[Interface markup and scripts]
————

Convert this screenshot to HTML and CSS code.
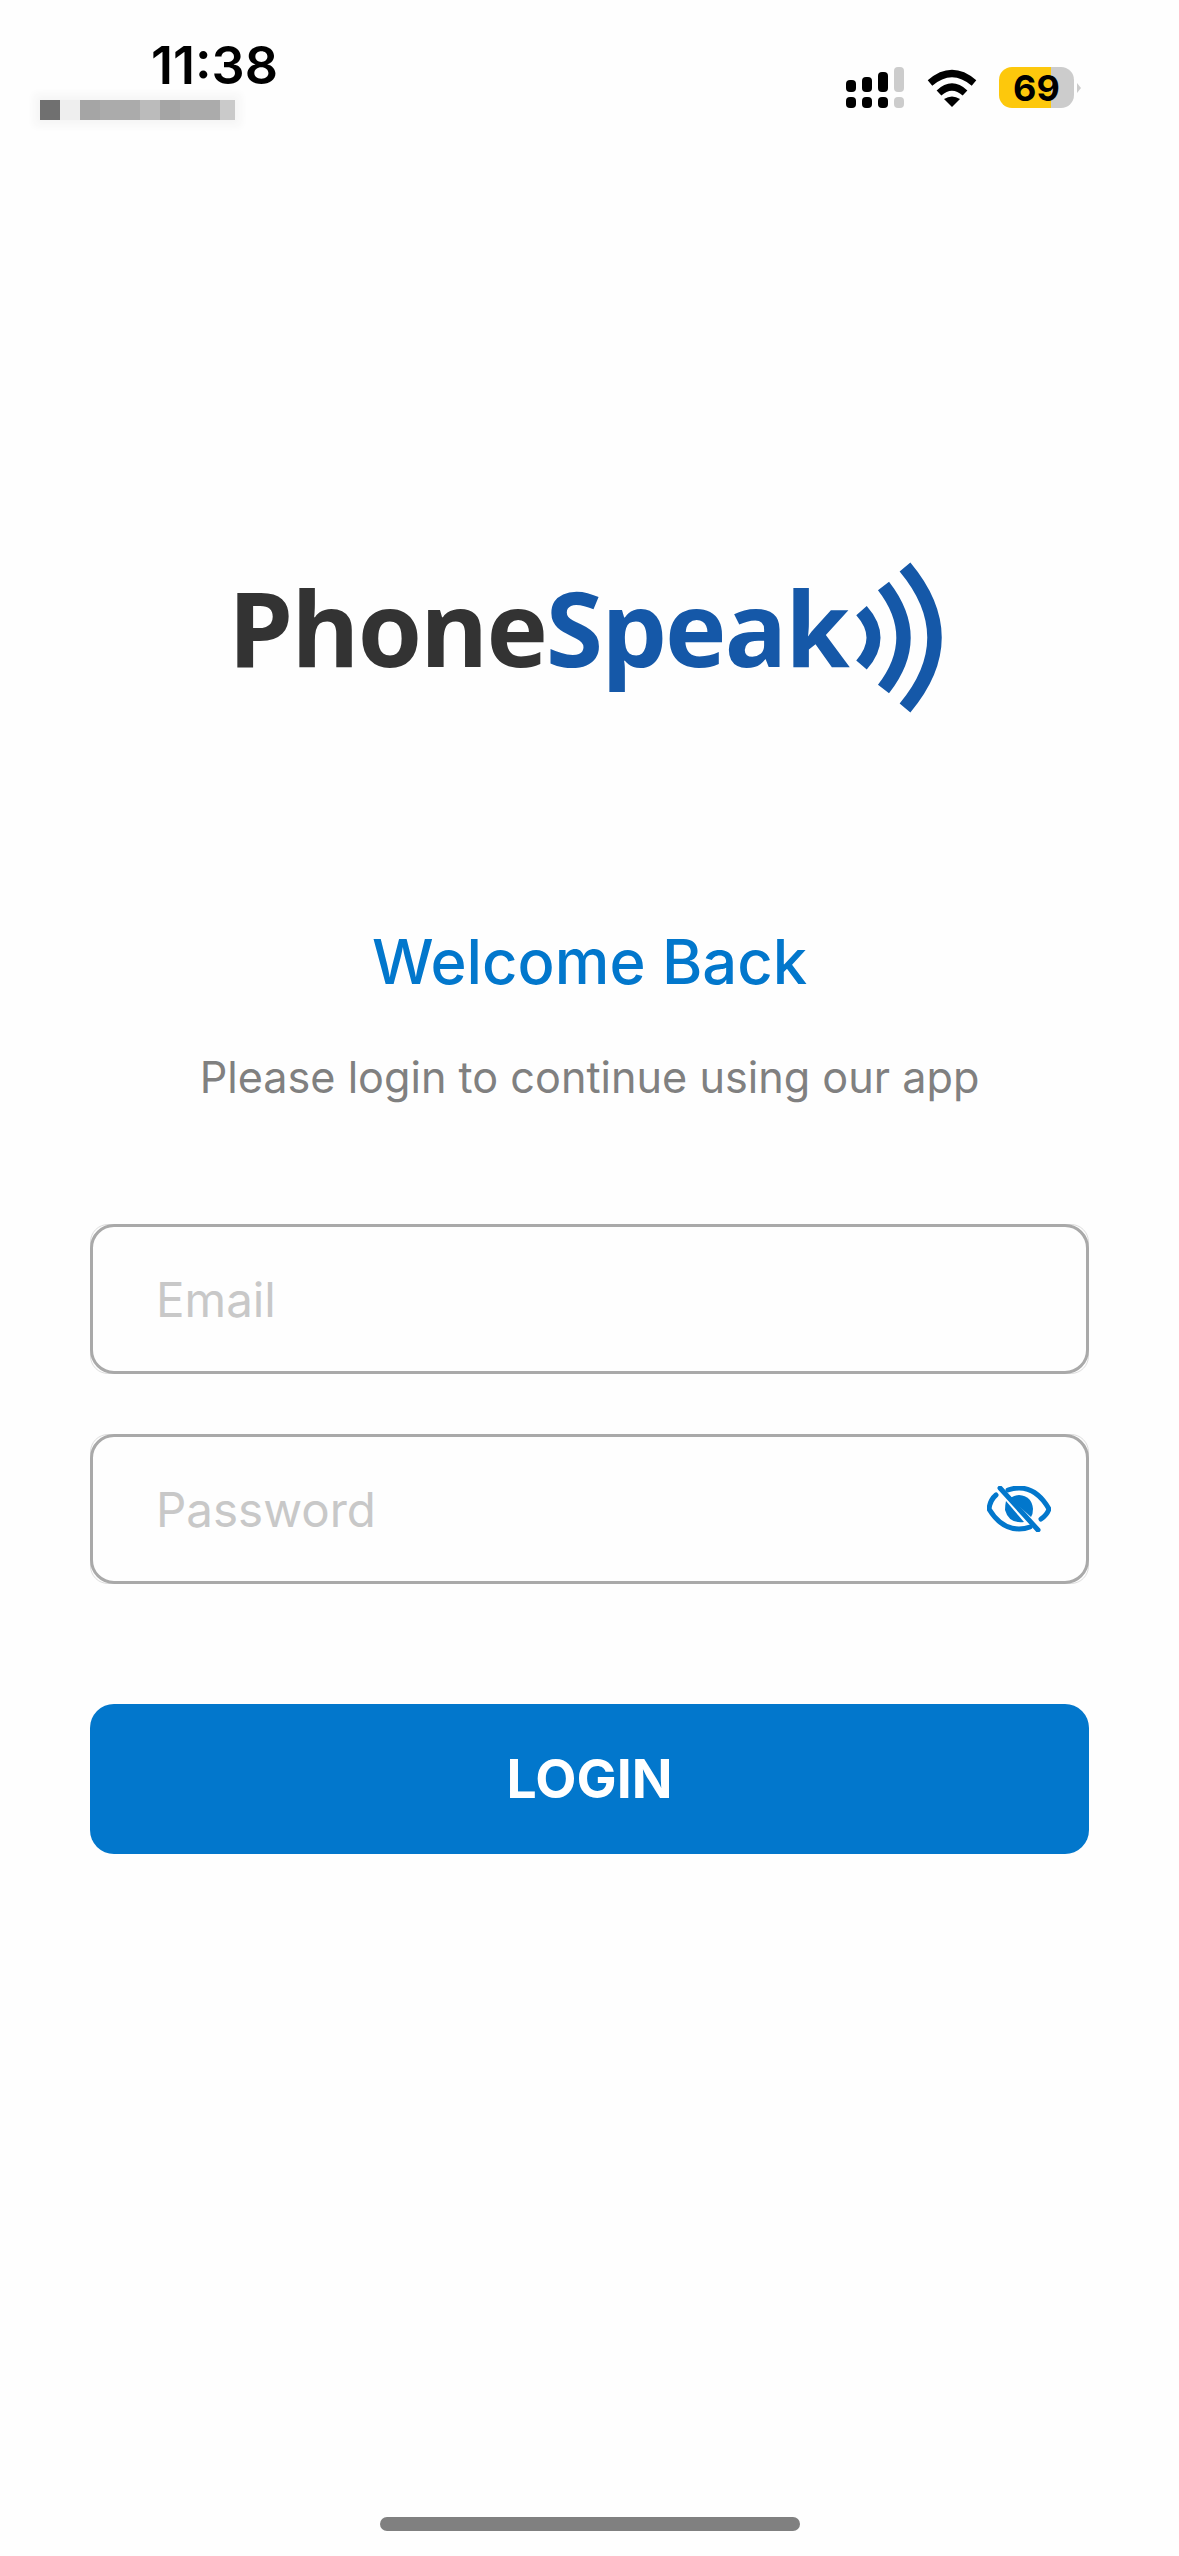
FILE: index.html
```html
<!DOCTYPE html>
<html lang="en">
  <head>
    <meta charset="UTF-8">
    <meta name="viewport" content="width=device-width, initial-scale=1.0">
    <title>Login | PhoneSpeak</title>
    <link rel="stylesheet" href="styles.css">
  </head>
  <body>
    <!-- Status bar -->
    <div class="status-bar">
      <div class="status-left">
        <div class="time">11:38</div>
        <div class="carrier">
          <span class="px px-dark"></span>
          <span class="px px-pale"></span>
          <span class="px px-mid"></span>
          <span class="px px-wide"></span>
          <span class="px px-soft"></span>
          <span class="px px-mid"></span>
          <span class="px px-wide"></span>
          <span class="px px-end"></span>
        </div>
      </div>
      <div class="status-right">
        <svg class="signal" width="58" height="41" viewBox="0 0 58 41">
          <rect x="0" y="13" width="10" height="12" rx="4"/>
          <rect x="16" y="10" width="10" height="15" rx="4"/>
          <rect x="32" y="5" width="10" height="20" rx="4"/>
          <rect x="48" y="0" width="10" height="25" rx="4" fill="#cccccc"/>
          <rect x="0" y="30" width="10" height="11" rx="4"/>
          <rect x="16" y="30" width="10" height="11" rx="4"/>
          <rect x="32" y="30" width="10" height="11" rx="4"/>
          <rect x="48" y="30" width="10" height="11" rx="4" fill="#cccccc"/>
        </svg>
        <svg class="wifi" width="50" height="38" viewBox="0 0 50 38">
          <path d="M3 14 Q25 -5 47 14" fill="none" stroke="#000" stroke-width="7"/>
          <path d="M12 24 Q25 12 38 24" fill="none" stroke="#000" stroke-width="7"/>
          <path d="M17 30 Q25 25 33 30 L25 38 Z"/>
        </svg>
        <div class="battery">
          <div class="battery-body"><span>69</span></div>
          <div class="battery-tip"></div>
        </div>
      </div>
    </div>

    <!-- Logo -->
    <div class="logo">
      <div class="logo-text">Phone<span>Speak</span></div>
      <svg class="logo-waves" width="90" height="156" viewBox="0 0 90 156">
        <path d="M5.5 50.7 Q29.5 77.7 5.5 105"/>
        <path d="M27.5 26 Q67.5 77.7 27.5 129"/>
        <path d="M49 7 Q108 77.7 49 148"/>
      </svg>
    </div>

    <!-- Form -->
    <div class="login">
      <h1>Welcome Back</h1>
      <p>Please login to continue using our app</p>
      <div class="field">
        <input type="text" placeholder="Email">
      </div>
      <div class="field">
        <input type="password" placeholder="Password">
        <svg class="eye" width="64" height="46" viewBox="0 0 64 46">
          <path d="M9 9 Q3 14 2 23 Q14 43 32 43 Q38 43 43 41" fill="none" stroke="#0277cc" stroke-width="5" stroke-linecap="round"/>
          <path d="M21 4 Q27 2 32 2 Q50 2 62 23 Q60 29 54 33" fill="none" stroke="#0277cc" stroke-width="5" stroke-linecap="round"/>
          <path d="M23 12 Q28 9 32 9 Q45 10 46 23 Q46 28 44 31 Z" fill="#0277cc"/>
          <path d="M19 15 L37 36 Q22 38 18 24 Q18 19 19 15 Z" fill="#0277cc"/>
          <path d="M13 2 L51 44" fill="none" stroke="#0277cc" stroke-width="5" stroke-linecap="round"/>
        </svg>
      </div>
      <button class="login-btn">LOGIN</button>
    </div>

    <div class="home-indicator"></div>
  </body>
</html>
```

FILE: styles.css
```css
/* Reset */
* {
  margin: 0;
  padding: 0;
  box-sizing: border-box;
  font-family: 'Inter', sans-serif;
}

body {
  display: flex;
  flex-direction: column;
  min-height: 100vh;
  background-color: #fefefe;
  overflow: hidden;
}

/* Status bar */
.status-bar {
  display: flex;
  justify-content: space-between;
  height: 140px;
}

.status-left {
  padding-top: 41px;
  padding-left: 40px;
}

.time {
  margin-left: 111px;
  font-size: 52px;
  line-height: 50px;
  font-weight: 600;
  color: #000;
}

.carrier {
  display: flex;
  width: 195px;
  margin-top: 9px;
  background-color: #f6f6f6;
  box-shadow: 0 0 8px 6px #f6f6f6;
}

.px {
  height: 20px;
}

.px-dark { width: 20px; background-color: #707070; }
.px-pale { width: 20px; background-color: #eeeeee; }
.px-mid { width: 20px; background-color: #a5a5a5; }
.px-wide { width: 40px; background-color: #ababab; }
.px-soft { width: 20px; background-color: #bbbbbb; }
.px-end { width: 15px; background-color: #cacaca; }

.status-right {
  display: flex;
  align-items: flex-start;
  padding-top: 67px;
  padding-right: 98px;
}

.wifi {
  margin-left: 23px;
  margin-top: 2px;
}

.battery {
  display: flex;
  align-items: center;
  margin-left: 22px;
}

.battery-body {
  display: flex;
  align-items: center;
  justify-content: center;
  width: 75px;
  height: 41px;
  border-radius: 13px;
  background: linear-gradient(to right, #fdc80c 70%, #cccccc 70%);
}

.battery-body span {
  font-size: 36px;
  font-weight: 700;
  color: #000;
}

.battery-tip {
  width: 0;
  height: 0;
  margin-left: 3px;
  border-top: 5px solid transparent;
  border-bottom: 5px solid transparent;
  border-left: 4px solid #cccccc;
}

/* Logo */
.logo {
  display: flex;
  align-items: flex-start;
  height: 156px;
  margin-top: 420px;
  padding-left: 228px;
}

.logo-text {
  width: 628px;
  margin-top: 15px;
  font-family: 'Open Sans', sans-serif;
  font-size: 104px;
  line-height: 104px;
  font-weight: 700;
  letter-spacing: -2px;
  color: #333333;
  white-space: nowrap;
}

.logo-text span {
  font-family: inherit;
  color: #1558a8;
}

.logo-waves {
  flex-shrink: 0;
}

.logo-waves path {
  fill: none;
  stroke: #1558a8;
  stroke-width: 14;
}

/* Form */
.login {
  padding: 0 90px;
}

.login h1 {
  margin-top: 210px;
  text-align: center;
  font-size: 61.5px;
  line-height: 72px;
  font-weight: 500;
  color: #0277cc;
}

.login p {
  margin-top: 54px;
  margin-bottom: 122px;
  text-align: center;
  font-size: 43.2px;
  line-height: 50px;
  color: #808080;
}

.field {
  position: relative;
  display: flex;
  align-items: center;
  height: 150px;
  padding: 0 35px 0 63px;
  border: 3px solid #a9a9a9;
  border-radius: 24px;
}

.field + .field {
  margin-top: 60px;
}

/* pale corner line */
.field::before {
  content: "";
  position: absolute;
  inset: -3px;
  border: 1px solid #dddddd;
  border-radius: 18px;
  z-index: -1;
}

.field input {
  flex: 1;
  min-width: 0;
  border: none;
  outline: none;
  background: transparent;
  font-size: 47.5px;
  color: #333;
}

.field input::placeholder {
  color: #c8c8c8;
  opacity: 1;
}

.login-btn {
  display: block;
  width: 100%;
  height: 150px;
  margin-top: 120px;
  padding-bottom: 2px;
  border: none;
  border-radius: 24px;
  background-color: #0277cc;
  color: #fff;
  font-size: 53.5px;
  font-weight: 700;
  cursor: pointer;
}

/* Home indicator */
.home-indicator {
  width: 420px;
  height: 14px;
  margin: auto auto 25px;
  border-radius: 7px;
  background-color: #808080;
}
```
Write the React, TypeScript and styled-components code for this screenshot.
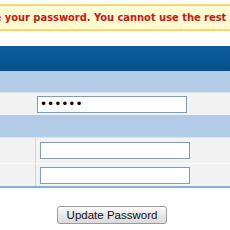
import React from "react";
import styled, { createGlobalStyle } from "styled-components";

const GlobalStyle = createGlobalStyle`
  html, body {
    margin: 0;
    padding: 0;
    background: #fff;
    overflow: hidden;
  }
  body {
    font-family: "Liberation Sans", Arial, sans-serif;
  }
`;

const Page = styled.div`
  width: 230px;
  padding-top: 4px;
`;

const Notice = styled.div`
  margin: 0 -2px;
  height: 23px;
  line-height: 23px;
  border: 2px solid #f7d970;
  background: #fffbd2;
  color: #c41a12;
  font-family: "DejaVu Sans Condensed", "DejaVu Sans", sans-serif;
  font-weight: bold;
  font-size: 11px;
  white-space: nowrap;
  overflow: hidden;
  text-indent: -94px;
`;

const Form = styled.div`
  margin-top: 15px;
  border-bottom: 2px solid #86aedb;
`;

const HeaderBar = styled.div`
  height: 25px;
  background: linear-gradient(#0c5c9e, #06508f);
`;

const SubBar = styled.div<{ $h: number }>`
  height: ${(p) => p.$h}px;
  background: #b2cce8;
  border-bottom: 1px solid #d7e3f0;
`;

const Row = styled.div<{ $h: number }>`
  display: grid;
  grid-template-columns: 36px 1fr;
  height: ${(p) => p.$h}px;
  background: #f2f2f2;
  & + & {
    border-top: 1px solid #fafafa;
  }
`;

const Label = styled.div<{ $divider?: boolean }>`
  border-right: 1px solid ${(p) => (p.$divider ? "#d3d3d3" : "transparent")};
`;

const Value = styled.div<{ $pad: number }>`
  display: flex;
  align-items: center;
  padding-left: ${(p) => p.$pad}px;
`;

const Input = styled.input<{ $h: number }>`
  box-sizing: border-box;
  width: 150px;
  height: ${(p) => p.$h}px;
  margin: 0;
  padding: 0 2px;
  border: 1px solid #7f9db9;
  background: #fff;
  color: #000;
  font-family: "DejaVu Sans", sans-serif;
  font-size: 12px;
  letter-spacing: 0;
  outline: none;
`;

const Footer = styled.div`
  display: flex;
  justify-content: center;
  padding: 18px 6px 0 0;
`;

const Button = styled.button`
  box-sizing: border-box;
  width: 110px;
  height: 18px;
  padding: 0;
  border: 1px solid #9a9a9a;
  border-radius: 3px;
  background: linear-gradient(#fdfdfd, #e6e6e6 55%, #dadada);
  color: #111;
  font-family: "Liberation Sans", Arial, sans-serif;
  font-size: 11.5px;
  line-height: 16px;
`;

export default function App() {
  return (
    <Page>
      <GlobalStyle />
      <Notice>
        You must change your password. You cannot use the rest of the site until you do.
      </Notice>
      <Form>
        <HeaderBar />
        <SubBar $h={21} />
        <Row $h={22}>
          <Label />
          <Value $pad={1}>
            <Input $h={17} type="password" defaultValue="secret" />
          </Value>
        </Row>
        <SubBar $h={22} />
        <Row $h={25}>
          <Label $divider />
          <Value $pad={4}>
            <Input $h={17} type="password" />
          </Value>
        </Row>
        <Row $h={22}>
          <Label $divider />
          <Value $pad={4}>
            <Input $h={17} type="password" />
          </Value>
        </Row>
      </Form>
      <Footer>
        <Button>Update Password</Button>
      </Footer>
    </Page>
  );
}
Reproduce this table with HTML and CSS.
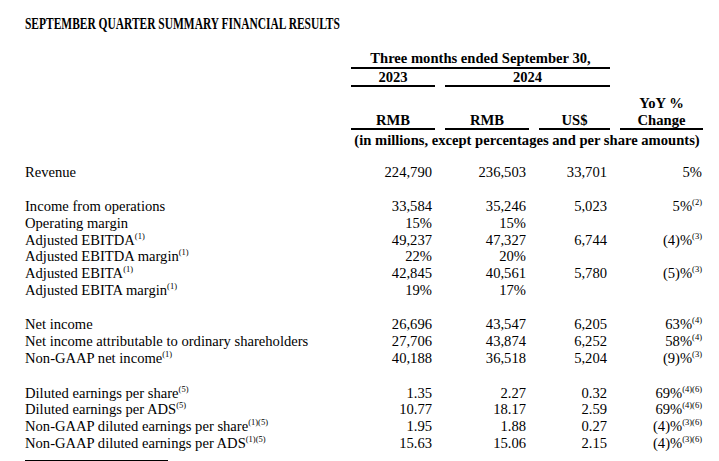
FILE: index.html
```html
<!DOCTYPE html>
<html>
<head>
<meta charset="utf-8">
<link rel="stylesheet" href="styles.css">
</head>
<body>
<div class="page">
  <h1 class="title">SEPTEMBER QUARTER SUMMARY FINANCIAL RESULTS</h1>
  <div class="fin">
    <div class="hd row1 span3 ul">Three months ended September 30,</div>
    <div class="hd row2 c2 ul">2023</div>
    <div class="hd row2 span2b ul">2024</div>
    <div class="hd row3 c5">YoY %</div>
    <div class="hd row4 c2 ul">RMB</div>
    <div class="hd row4 c3 ul">RMB</div>
    <div class="hd row4 c4 ul">US$</div>
    <div class="hd row4 c5 ul">Change</div>
    <div class="hd row5 span4 units">(in millions, except percentages and per share amounts)</div>

    <div class="gap g0"></div>
    <div class="lbl">Revenue</div><div class="num">224,790</div><div class="num">236,503</div><div class="num">33,701</div><div class="num pct">5%</div>

    <div class="gap"></div>
    <div class="lbl">Income from operations</div><div class="num">33,584</div><div class="num">35,246</div><div class="num">5,023</div><div class="num pct">5%<sup>(2)</sup></div>
    <div class="lbl">Operating margin</div><div class="num">15%</div><div class="num">15%</div><div class="num"></div><div class="num pct"></div>
    <div class="lbl">Adjusted EBITDA<sup>(1)</sup></div><div class="num">49,237</div><div class="num">47,327</div><div class="num">6,744</div><div class="num pct">(4)%<sup>(3)</sup></div>
    <div class="lbl">Adjusted EBITDA margin<sup>(1)</sup></div><div class="num">22%</div><div class="num">20%</div><div class="num"></div><div class="num pct"></div>
    <div class="lbl">Adjusted EBITA<sup>(1)</sup></div><div class="num">42,845</div><div class="num">40,561</div><div class="num">5,780</div><div class="num pct">(5)%<sup>(3)</sup></div>
    <div class="lbl">Adjusted EBITA margin<sup>(1)</sup></div><div class="num">19%</div><div class="num">17%</div><div class="num"></div><div class="num pct"></div>

    <div class="gap"></div>
    <div class="lbl">Net income</div><div class="num">26,696</div><div class="num">43,547</div><div class="num">6,205</div><div class="num pct">63%<sup>(4)</sup></div>
    <div class="lbl">Net income attributable to ordinary shareholders</div><div class="num">27,706</div><div class="num">43,874</div><div class="num">6,252</div><div class="num pct">58%<sup>(4)</sup></div>
    <div class="lbl">Non-GAAP net income<sup>(1)</sup></div><div class="num">40,188</div><div class="num">36,518</div><div class="num">5,204</div><div class="num pct">(9)%<sup>(3)</sup></div>

    <div class="gap"></div>
    <div class="lbl">Diluted earnings per share<sup>(5)</sup></div><div class="num">1.35</div><div class="num">2.27</div><div class="num">0.32</div><div class="num pct">69%<sup>(4)(6)</sup></div>
    <div class="lbl">Diluted earnings per ADS<sup>(5)</sup></div><div class="num">10.77</div><div class="num">18.17</div><div class="num">2.59</div><div class="num pct">69%<sup>(4)(6)</sup></div>
    <div class="lbl">Non-GAAP diluted earnings per share<sup>(1)(5)</sup></div><div class="num">1.95</div><div class="num">1.88</div><div class="num">0.27</div><div class="num pct">(4)%<sup>(3)(6)</sup></div>
    <div class="lbl">Non-GAAP diluted earnings per ADS<sup>(1)(5)</sup></div><div class="num">15.63</div><div class="num">15.06</div><div class="num">2.15</div><div class="num pct">(4)%<sup>(3)(6)</sup></div>
  </div>
  <div class="rule"></div>
</div>
</body>
</html>
```

FILE: styles.css
```css
html, body {
  margin: 0;
  padding: 0;
  background: #ffffff;
}
.page {
  padding: 11px 0 0 25px;
  font-family: "Liberation Serif", "Times New Roman", serif;
  color: #000;
}
.title {
  margin: 0;
  font-size: 17.5px;
  line-height: 24px;
  font-weight: bold;
  white-space: nowrap;
  transform: scaleX(0.655);
  transform-origin: left center;
}
.fin {
  margin-top: 15px;
  display: grid;
  grid-template-columns: 316px 84px 84px 71px 83px;
  column-gap: 10px;
  font-size: 14.6px;
  line-height: 16.7px;
}
.hd {
  font-weight: bold;
  text-align: center;
  white-space: nowrap;
}
.ul {
  border-bottom: 2px solid #000;
}
.row1 { grid-row: 1; }
.row2 { grid-row: 2; }
.row3 { grid-row: 3; margin-top: 7.5px; }
.row4 { grid-row: 4; }
.row5 { grid-row: 5; }
.span3 { grid-column: 2 / 5; }
.c2 { grid-column: 2; }
.c3 { grid-column: 3; }
.c4 { grid-column: 4; }
.c5 { grid-column: 5; }
.span2b { grid-column: 3 / 5; }
.span4 { grid-column: 2 / 6; }
.units { padding-top: 1.5px; }
.gap { grid-column: 1 / -1; height: 18px; }
.g0 { height: 15px; }
.lbl { grid-column: 1; white-space: nowrap; }
.num { text-align: right; padding-right: 3px; white-space: nowrap; }
.pct { padding-right: 1px; }
sup {
  font-size: 8.5px;
  line-height: 0;
  vertical-align: 6.5px;
}
.rule {
  width: 143px;
  margin-top: 9px;
  border-top: 1px solid #000;
}
```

————

■ WHAT YOU WILL DO ■
Identify every line above with the string "this" in it. Copy those lines.

■ THE COMPLETED TASK ■
Convert this screenshot to HTML and CSS code.
Write the React, TypeScript and styled-components code for this screenshot.
Reproduce this table with HTML and CSS.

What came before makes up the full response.